Adjusted from CV and CVN logic with:
- No simultaneous launch/recovery.
- Separated plane/heli ops.
- Simultaneous vertical landing of 2 planes.
Adjusted from Tarawa logic with:
- Limited Yak-38 flight deck ops. IRL, vertical take-offs generally were restricted to spots 3, 4, 5 due to problems with airflow and formations composed of 3 planes. Spots 1, 2, 6 were used very very rare.
- Utilization of 7 launch spots by helis.
Adjusted from Kiev logic with with:
- Cleand up take-off procedure. It doesn’t allow to lift helos up when all launching spots are occupied. Rear elevator is blocked when spots 3, 4 are busy. Elevators don’t work simultaneously to make launching ops more orderly.

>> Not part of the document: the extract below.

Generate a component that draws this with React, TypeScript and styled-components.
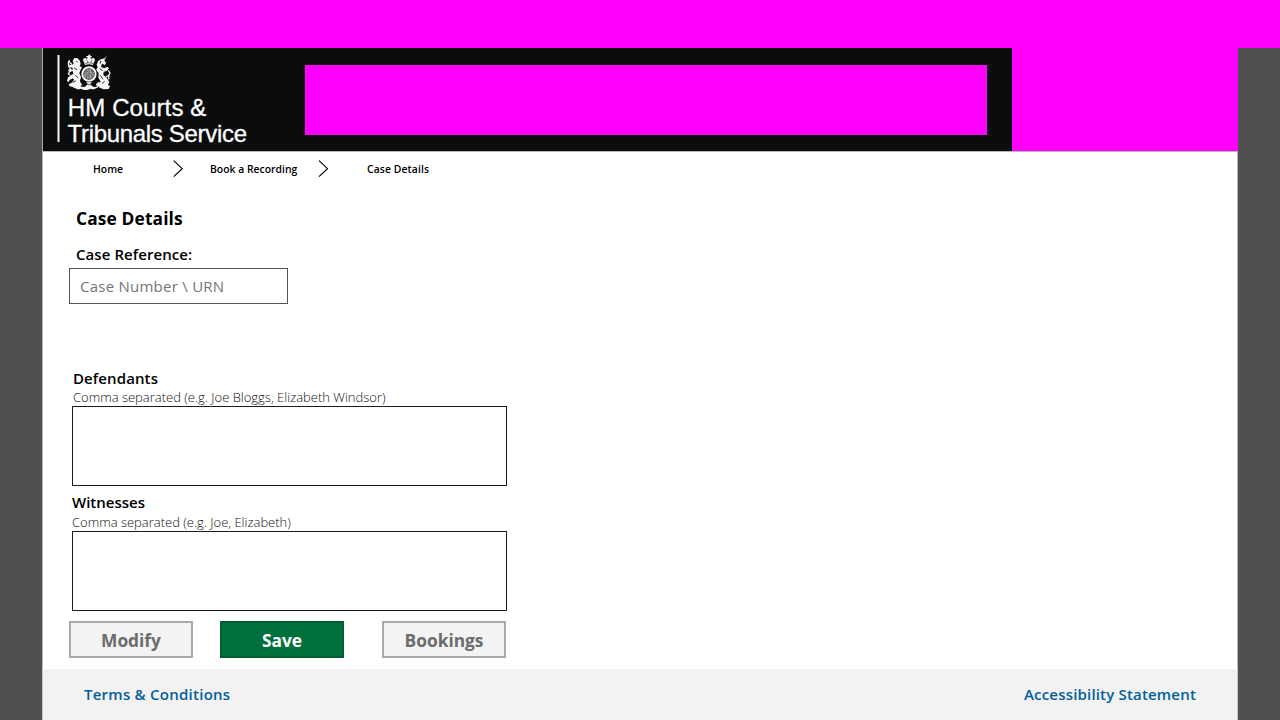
import React from "react";
import styled, { createGlobalStyle } from "styled-components";

const GlobalStyle = createGlobalStyle`
  *, *::before, *::after { box-sizing: border-box; }
  body { margin: 0; background: #505050; overflow: hidden; font-family: "Open Sans", sans-serif; color: #000; }
`;

const Page = styled.div`
  height: 720px;
  display: flex;
  flex-direction: column;
`;

const TopBar = styled.div`
  height: 48px;
  flex: none;
  background: #ff00ff;
`;

const Frame = styled.div`
  flex: 1;
  width: 1196px;
  margin-left: 42px;
  background: #fff;
  display: flex;
  flex-direction: column;
`;

const Header = styled.header`
  height: 103px;
  display: flex;
  border-left: 1px solid #a9aaaa;
  background: #ff00ff;
`;

const Brand = styled.div`
  width: 969px;
  display: flex;
  align-items: flex-start;
  background: #0b0c0c;
`;

const Logo = styled.svg`
  width: 262px;
  height: 103px;
  flex: none;
  display: block;
`;

const Banner = styled.div`
  width: 682px;
  height: 70px;
  margin-top: 17px;
  background: #ff00ff;
`;

const Main = styled.main`
  height: 518px;
  border: 1px solid #b8b8b8;
  border-bottom: 0;
  padding-left: 26px;
`;

const Crumbs = styled.nav`
  height: 34px;
  display: flex;
  align-items: center;
  font-size: 10.4px;
  font-weight: 600;
`;

const Crumb = styled.span<{ $width: number; $gap: number; $spacing?: number }>`
  width: ${(p) => p.$width}px;
  margin-left: ${(p) => p.$gap}px;
  letter-spacing: ${(p) => p.$spacing ?? 0}px;
  white-space: nowrap;
`;

const Chevron = styled.svg`
  width: 12px;
  height: 18px;
  fill: none;
  stroke: #000;
  stroke-width: 1.15;
`;

const Title = styled.h1`
  margin: 20px 0 0 7px;
  font-size: 17.33px;
  line-height: 24px;
  font-weight: 700;
  letter-spacing: 0.14px;
`;

const Label = styled.label<{ $top: number; $left: number; $spacing?: number }>`
  display: block;
  margin: ${(p) => p.$top}px 0 0 ${(p) => p.$left}px;
  font-size: 15px;
  line-height: 20px;
  font-weight: 600;
  letter-spacing: ${(p) => p.$spacing ?? 0}px;
`;

const TextInput = styled.input`
  display: block;
  width: 219px;
  height: 36px;
  margin: 4px 0 0 0.4px;
  padding: 0 9.6px;
  border: 1px solid #555;
  border-radius: 0;
  background: #fff;
  font: 400 15px "Open Sans", sans-serif;
  letter-spacing: 0.25px;
  outline: 0;
  &::placeholder { color: #757575; opacity: 1; }
`;

const Hint = styled.p<{ $left: number; $drop: number }>`
  height: ${(p) => 18 + p.$drop}px;
  margin: 0 0 0 ${(p) => p.$left}px;
  padding-top: ${(p) => p.$drop}px;
  font-size: 13px;
  line-height: 18px;
  font-weight: 300;
  color: #111;
`;

const TextArea = styled.textarea`
  display: block;
  width: 435px;
  height: 80px;
  margin: 0 0 0 3px;
  border: 1px solid #1c1c1c;
  border-radius: 0;
  background: #fff;
  resize: none;
  outline: 0;
`;

const Actions = styled.div`
  display: flex;
  margin-top: 10px;
`;

const Button = styled.button<{ $primary?: boolean; $gap?: number }>`
  width: 124px;
  height: 37px;
  margin-left: ${(p) => p.$gap ?? 0}px;
  padding: 0;
  border: 2px solid ${(p) => (p.$primary ? "#005f33" : "#a9a9a9")};
  background: ${(p) => (p.$primary ? "#00703c" : "#f3f3f3")};
  color: ${(p) => (p.$primary ? "#fff" : "#6c6c6c")};
  font: 700 17.33px "Open Sans", sans-serif;
`;

const Footer = styled.footer`
  flex: 1;
  display: flex;
  justify-content: space-between;
  padding: 15px 41px 0;
  border: solid #c9c9c9;
  border-width: 0 1px;
  background: #f3f2f1;
`;

const FooterLink = styled.a<{ $spacing: number }>`
  color: #00609f;
  font-size: 15px;
  line-height: 21px;
  font-weight: 600;
  letter-spacing: ${(p) => p.$spacing}px;
`;

const RoyalArms = () => (
  <g fill="#f5f5f5" transform="translate(23 4) scale(.3333)">
    {/* crown */}
    <path d="M67 8h6v4h4v4h-4l2 5q6-6 11-1 3 5-3 12l-2 7q-12-4-24 0l-2-7q-6-7-3-12 5-5 11 1l2-5h-4v-4h6z" />
    <path d="M62 23l4 10m12-10-4 10M58 34q12-3 24 0" stroke="#333" strokeWidth="2" fill="none" />
    {/* lion */}
    <path d="M25 18l10 1 7 8 2 9-3 5 7 6-4 6-4 10 5 12-3 12 3 9-8 6-13 4-13-3-3-6 8-4 8-9-3-5-9 4-5 8-4-5 3-10 9-7 7-3-2-9-10 4-4-8 8-2 7 2-2-6-9-2-1-7 9 1 5-3-3-10z" />
    <path d="M11 24l-4 7 1 12 5 7-2 8-4 8 5 3M9 29l10 9" stroke="#eee" strokeWidth="4" fill="none" />
    <path d="M24 48l9 5M28 70l9 8M31 28l4 2M20 92l10-6" stroke="#333" strokeWidth="3" />
    {/* unicorn */}
    <path d="M124 10l-9 15 5 8-3 6-9-4-3 9 9 5 10-5 5 5-7 8-9 2-1 10 10 8 8 13-4 8 6 5-4 8-15 1-12-5-5-8 8-10-7-12 1-14-8-9 5-8-3-8 4-10 8-6 12-3z" />
    <path d="M127 55l5 8-5 9 2 10M120 73l11-1" stroke="#eee" strokeWidth="4" fill="none" />
    <path d="M101 49l9 7M103 70l8 12M108 95l8-7M105 26l-3 9" stroke="#333" strokeWidth="3" />
    {/* shield with garter */}
    <circle cx="69" cy="66" r="25" fill="#0b0c0c" />
    <circle cx="69" cy="66" r="23" />
    <circle cx="69" cy="66" r="17" fill="#222" />
    <circle cx="69" cy="66" r="15" fill="#aaa" />
    <path d="M69 51v30M54 66h30M58 58h8m8 0h8m-22 14h7m8 0h6M62 54l-2 10m17-10 2 10m-17 5v8m16-8v8" stroke="#555" strokeWidth="2.500" />
    {/* motto scroll */}
    <path d="M28 94l13-4 7 7-2 6q8 4 13 0l6-7-5-5h18l-5 5 6 7q5 4 13 0l-2-6 7-7 13 4-10 4-3 8-13 6q-8 0-11-2-7 5-14 4-7 1-14-4-3 2-11 2l-13-6-3-8z" />
    <path d="M63 96q6 6 12 0M50 104l-6-2m44 2 6-2" stroke="#222" strokeWidth="2.500" fill="none" />
  </g>
);

export default function App() {
  return (
    <>
      <GlobalStyle />
      <Page>
        <TopBar />
        <Frame>
          <Header>
            <Brand>
              <Logo viewBox="0 0 262 103">
                <rect x="14.500" y="7" width="2" height="87" fill="#f3f3f3" />
                <RoyalArms />
                <g fill="#fff" stroke="#fff" strokeWidth=".3" fontFamily="Liberation Sans, Arial, sans-serif" fontSize="24">
                  <text x="24.800" y="68" textLength="138.500">HM Courts &amp;</text>
                  <text x="24.500" y="94" textLength="179.500">Tribunals Service</text>
                </g>
              </Logo>
              <Banner />
            </Brand>
          </Header>
          <Main>
            <Crumbs>
              <Crumb $gap={24} $width={79}>Home</Crumb>
              <Chevron viewBox="0 0 12 18"><path d="M1.700 .7 10.200 8.700 1.700 16.700" /></Chevron>
              <Crumb $gap={26} $width={107}>Book a Recording</Crumb>
              <Chevron viewBox="0 0 12 18"><path d="M2 .7 10.500 8.700 2 16.700" /></Chevron>
              <Crumb $gap={38} $width={80} $spacing={0.09}>Case Details</Crumb>
            </Crumbs>
            <Title>Case Details</Title>
            <Label $top={14} $left={7} $spacing={0.07}>Case Reference:</Label>
            <TextInput placeholder="Case Number \ URN" />
            <Label $top={64} $left={4} $spacing={0.1}>Defendants</Label>
            <Hint $left={4} $drop={0}>Comma separated (e.g. Joe Bloggs, Elizabeth Windsor)</Hint>
            <TextArea />
            <Label $top={6} $left={3}>Witnesses</Label>
            <Hint $left={3} $drop={1}>Comma separated (e.g. Joe, Elizabeth)</Hint>
            <TextArea />
            <Actions>
              <Button>Modify</Button>
              <Button $primary $gap={27}>Save</Button>
              <Button $gap={38}>Bookings</Button>
            </Actions>
          </Main>
          <Footer>
            <FooterLink $spacing={0.25}>Terms &amp; Conditions</FooterLink>
            <FooterLink $spacing={0.18}>Accessibility Statement</FooterLink>
          </Footer>
        </Frame>
      </Page>
    </>
  );
}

- Yak-38 testbed. In the first half of the 70’s prototype and pre-production Yak-38 were tested on the Moskva class. These tests were not intended to introduce the Yak-38 into the Moskva class airgroup, but to prove the concept of operating VTOL planes at sea. Besides that, the Yak-38 was excluded from operationg on the Moskva class due to sensitivity of the cruisers’ decks to hot exhaust and elevators that were practically too small – there were only a few centimeters of margin. The landing spot for prototype and pre-production Yak-38s was in the middle of the flight deck and was secured by the special high-temperature resistant cover. For practical reasons, in the mod there is no cover. The pre-production version of Yak-38 is parked on the deck (starbord) and full heli ops are posible when it is there. Only 1 plane (pre-production variant) can be operated at a time and must be rebased to Moskva class. Practically VTOL feature on Moskva is only for Encyclopedia sandbox.
- Flight Deck Ops – cruisers, destroyers, frigates. Fully compatible. Load order doesn’t matter.
- Flight Deck Ops – Clear the deck. Fully compatible. Load below the FDO.